Phantom Ranch at the Bottom of the Canyon
At night, in the pitch-black skies above canyon walls, lucky guests staying at Phantom Ranch gaze at stars that stun. Back-packing, mule-rides, or river boat are the only way to reach the only lodging available deep down in the heart of the Canyon, next to the Colorado River and Bright Angel Creek. The rustic wood-and-boulder cabins, built in 1922 by Architect Mary Elizabeth Jane Colter, are a great place to stay and discover many more canyon secrets. And, to hear the cascading, unforgettable call of the Canyon Wren.
Reservations must be made in advance to stay at Phantom Ranch.
You say Tuweep, I say Toroweap
The official Grand Canyon National Park! North Rim, is not the only way to continue your adventure here. Tuweep (or, Toroweap) is a lonely outpost in the North Western corner of the Grand Canyon. Rising over 3,000 feet above the Colorado River, the view dropping down across sheer rock is awesome, and unique.
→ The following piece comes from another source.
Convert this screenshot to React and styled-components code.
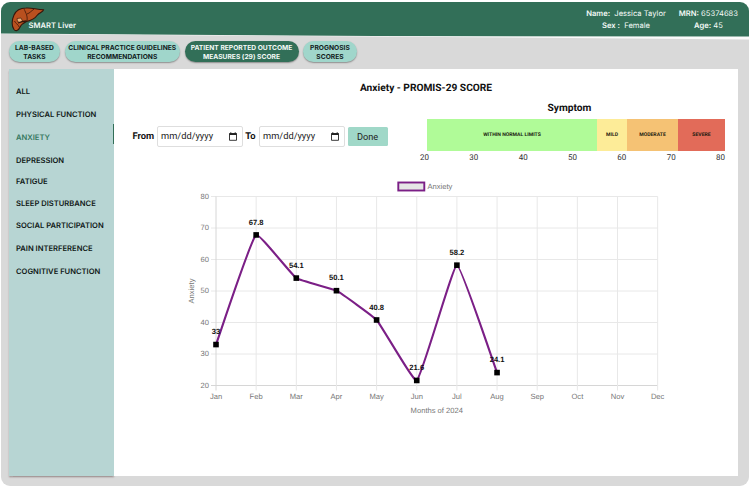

Lava Falls, the river’s most challenging rapid, can be seen! and heard! from this precipice. This is a backcountry adventure, and requires preparation or the company of a Guide. Free camping is allowed in the Tuweep Campground.
North Kaibab Forest
Many other options exist in the North Kaibab Forest. The Kaibab Plateau-North Rim Scenic Byways winds through meadows and forests ending at Grand Canyon National Park’s North Rim. Over 300 miles of trails, some clinging to the rim of the Grand Canyon, offer a diversity of challenge and solitude – and spectacular views only shared by local wildlife. Some trails include bike routes, some go to cool streams and hidden waterfalls. Fire Point, JumpUp, Crazy Jug, Rainbow Rim Trail.